Adaptive Finite Element Model for Simulating Crack Growth in the Presence of Holes

This study presents a developed finite element code written by Visual Fortran to computationally model fatigue crack growth (FCG) in arbitrary 2D structures with constant amplitude loading, using the linear elastic fracture mechanics (LEFM) concept. Accordingly, optimizing an FCG analysis, it is necessary to describe all the characteristics of the 2D model of the cracked component, including loads, support conditions, and material characteristics. The advancing front method has been used to generate the finite element mesh. The equivalent stress intensity factor was used as the onset criteria of crack propagation, since it is the main significant parameter that must be precisely predicted.

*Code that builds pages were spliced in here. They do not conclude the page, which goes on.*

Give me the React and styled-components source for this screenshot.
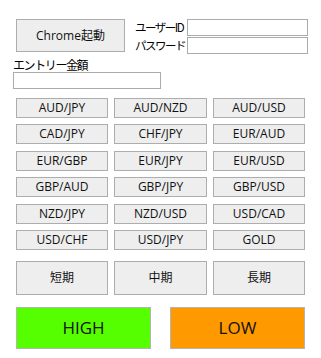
import React from "react";
import styled, { createGlobalStyle } from "styled-components";

const Global = createGlobalStyle`
  html, body { margin: 0; padding: 0; background: #ffffff; }
  body {
    font-family: "Open Sans", "Noto Sans CJK JP", sans-serif;
    color: #000;
  }
  * { box-sizing: border-box; }
`;

const Page = styled.div`
  width: 321px;
  height: 358px;
  padding: 19px 0 0 16px;
  display: flex;
  flex-direction: column;
`;

const Top = styled.div`
  display: flex;
  align-items: flex-start;
`;

const Btn = styled.button`
  font-family: "Open Sans", "Noto Sans CJK JP", sans-serif;
  font-size: ${(p) => p.$fs || 12}px;
  color: #111;
  background: ${(p) => p.$bg || "#eeeeee"};
  border: 1px solid ${(p) => p.$bd || "#adadad"};
  width: ${(p) => (p.$w ? `${p.$w}px` : "100%")};
  height: ${(p) => p.$h}px;
  padding: 0;
  margin: 0;
  display: flex;
  align-items: center;
  justify-content: center;
  line-height: 1;
`;

const Labels = styled.div`
  display: flex;
  flex-direction: column;
  margin-left: 10px;
  width: 52px;
  font-family: "Noto Sans CJK JP", sans-serif;
  font-size: 11.5px;
`;

const Label = styled.div`
  height: 18px;
  line-height: 16px;
  white-space: nowrap;
  letter-spacing: -1.5px;
`;

const Inputs = styled.div`
  display: flex;
  flex-direction: column;
  gap: 1px;
`;

const Input = styled.div`
  width: ${(p) => p.$w}px;
  height: 17px;
  border: 1px solid #ababab;
  background: #fff;
`;

const EntryLabel = styled.div`
  font-family: "Noto Sans CJK JP", sans-serif;
  font-size: 12px;
  line-height: 14px;
  margin: 3px 0 0 -3px;
  height: 14px;
  letter-spacing: -1.4px;
`;

const EntryInput = styled(Input)`
  margin: 0 0 0 -3px;
`;

const Grid = styled.div`
  display: grid;
  grid-template-columns: 92px 93px 92px;
  column-gap: 6px;
  row-gap: 6.4px;
  margin-top: 9px;
`;

const PeriodRow = styled.div`
  display: grid;
  grid-template-columns: 92px 93px 92px;
  column-gap: 6px;
  margin-top: 11px;
`;

const TradeRow = styled.div`
  display: flex;
  gap: 19px;
  margin-top: 12px;
`;

const pairs = [
  "AUD/JPY", "AUD/NZD", "AUD/USD",
  "CAD/JPY", "CHF/JPY", "EUR/AUD",
  "EUR/GBP", "EUR/JPY", "EUR/USD",
  "GBP/AUD", "GBP/JPY", "GBP/USD",
  "NZD/JPY", "NZD/USD", "USD/CAD",
  "USD/CHF", "USD/JPY", "GOLD",
];

export default function App() {
  return (
    <>
      <Global />
      <Page>
        <Top>
          <Btn $w={109} $h={33}>Chrome起動</Btn>
          <Labels>
            <Label>ユーザーID</Label>
            <Label>パスワード</Label>
          </Labels>
          <Inputs>
            <Input $w={121} />
            <Input $w={121} />
          </Inputs>
        </Top>
        <EntryLabel>エントリー金額</EntryLabel>
        <EntryInput $w={148} />
        <Grid>
          {pairs.map((p) => (
            <Btn key={p} $h={20}>{p}</Btn>
          ))}
        </Grid>
        <PeriodRow>
          {["短期", "中期", "長期"].map((p) => (
            <Btn key={p} $h={34}>{p}</Btn>
          ))}
        </PeriodRow>
        <TradeRow>
          <Btn $w={135} $h={42} $fs={17} $bg="#55ff00" $bd="#b4b4b4">HIGH</Btn>
          <Btn $w={135} $h={42} $fs={17} $bg="#ff9900" $bd="#b4b4b4">LOW</Btn>
        </TradeRow>
      </Page>
    </>
  );
}
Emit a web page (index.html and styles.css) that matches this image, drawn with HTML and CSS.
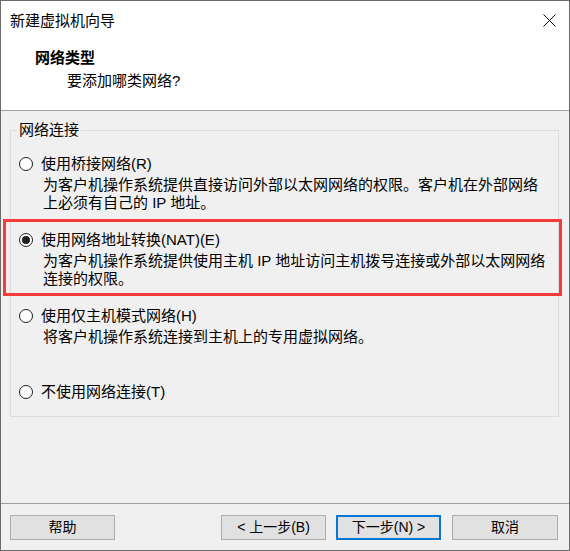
FILE: index.html
```html
<!DOCTYPE html>
<html lang="zh-CN">
<head>
<meta charset="utf-8">
<title>新建虚拟机向导</title>
<link rel="stylesheet" href="styles.css">
</head>
<body>
<div class="window">
  <div class="header">
    <div class="titlebar">
      <span class="title">新建虚拟机向导</span>
      <svg class="close" width="13" height="13" viewBox="0 0 13 13" aria-hidden="true">
        <path d="M0.5 0.5 L12.5 12.5 M12.5 0.5 L0.5 12.5" stroke="#000" stroke-width="1" fill="none"/>
      </svg>
    </div>
    <div class="h-title">网络类型</div>
    <div class="h-sub">要添加哪类网络?</div>
  </div>
  <div class="body">
    <fieldset class="group">
      <legend>网络连接</legend>
      <div class="options">
        <div class="option">
          <div class="opt-label"><span class="radio"></span><span>使用桥接网络(R)</span></div>
          <div class="opt-desc">
            <div class="line">为客户机操作系统提供直接访问外部以太网网络的权限。客户机在外部网络</div>
            <div class="line">上必须有自己的 IP 地址。</div>
          </div>
        </div>
        <div class="option hl">
          <div class="opt-label"><span class="radio on"></span><span>使用网络地址转换(NAT)(E)</span></div>
          <div class="opt-desc">
            <div class="line">为客户机操作系统提供使用主机 IP 地址访问主机拨号连接或外部以太网网络</div>
            <div class="line">连接的权限。</div>
          </div>
        </div>
        <div class="option">
          <div class="opt-label"><span class="radio"></span><span>使用仅主机模式网络(H)</span></div>
          <div class="opt-desc">
            <div class="line">将客户机操作系统连接到主机上的专用虚拟网络。</div>
          </div>
        </div>
        <div class="option">
          <div class="opt-label"><span class="radio"></span><span>不使用网络连接(T)</span></div>
        </div>
      </div>
    </fieldset>
    <div class="footer">
      <button class="btn">帮助</button>
      <button class="btn back">&lt; 上一步(B)</button>
      <button class="btn next default">下一步(N) &gt;</button>
      <button class="btn cancel">取消</button>
    </div>
  </div>
</div>
</body>
</html>
```
FILE: styles.css
```css
* { box-sizing: border-box; }
html, body { margin: 0; padding: 0; background: #ffffff; }
body {
  font-family: "Liberation Sans", "Noto Sans CJK SC", sans-serif;
  font-size: 15px;
  line-height: 18px;
  color: #000;
}
.window {
  width: 570px;
  height: 551px;
  border: 1px solid #6b6b6b;
  display: flex;
  flex-direction: column;
  overflow: hidden;
}
.header {
  background: #ffffff;
  height: 110px;
  border-bottom: 1px solid #a0a0a0;
  flex: none;
}
.titlebar {
  display: flex;
  justify-content: space-between;
  align-items: flex-start;
  padding: 11px 13px 0 9px;
  height: 29px;
}
.close { margin-top: 2px; display: block; }
.h-title {
  font-weight: bold;
  padding-left: 34px;
  margin-top: 19px;
}
.h-sub {
  padding-left: 66px;
  margin-top: 5px;
}
.body {
  flex: 1;
  background: #f0f0f0;
  display: flex;
  flex-direction: column;
}
.group {
  margin: 10px 10px 0 9px;
  padding: 16px 0 15px 0;
  border: 1px solid #dcdcdc;
  min-width: 0;
}
.group legend {
  padding: 0 2px;
  margin-left: 6px;
  line-height: 18px;
}
.options {
  display: flex;
  flex-direction: column;
  gap: 19px;
}
.option {
  padding-left: 8px;
}
.option.hl { position: relative; }
.option.hl::after {
  content: "";
  position: absolute;
  left: -8px;
  top: -12px;
  width: 553px;
  height: 71px;
  border: 3px solid #f53a3a;
  pointer-events: none;
}
.opt-label {
  display: flex;
  align-items: center;
  gap: 8px;
  height: 18px;
  white-space: nowrap;
}
.radio {
  width: 14px;
  height: 14px;
  border: 1px solid #1f1f1f;
  border-radius: 50%;
  background: #fff;
  flex: none;
  display: grid;
  place-items: center;
}
.radio.on::after {
  content: "";
  width: 8px;
  height: 8px;
  border-radius: 50%;
  background: #1f1f1f;
}
.opt-desc {
  margin-top: 3px;
  padding-left: 24px;
  height: 36px;
  white-space: nowrap;
}
.line { height: 18px; }
.footer {
  margin-top: auto;
  border-top: 1px solid #a0a0a0;
  padding: 11px 11px 10px 9px;
  display: flex;
}
.btn {
  width: 105px;
  height: 25px;
  background: #e1e1e1;
  border: 1px solid #adadad;
  font-family: "Liberation Sans", "Noto Sans CJK SC", sans-serif;
  font-size: 14px;
  line-height: 21px;
  color: #000;
  padding: 0;
  margin: 0;
}
.btn.default { border: 2px solid #0078d7; line-height: 19px; }
.btn.back { margin-left: auto; }
.btn.next { margin-left: 10px; }
.btn.cancel { margin-left: 11px; width: 106px; }
```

As such, a criterion premised on direction (maximum circumferential stress theory) was implemented. After pre-processing, the analysis continues with incremental analysis of the crack growth, which is discretized into short straight segments. The adaptive mesh finite element method was used to perform the stress analysis for each increment. The displacement extrapolation technique was employed at each crack extension increment to compute the SIFs, which are then assessed by the maximum circumferential stress theory to determine the direction of the crack growth and predict the fatigue life as a function of crack length using a modified form of Paris' law. The application examples demonstrate the developed program's capability and performance.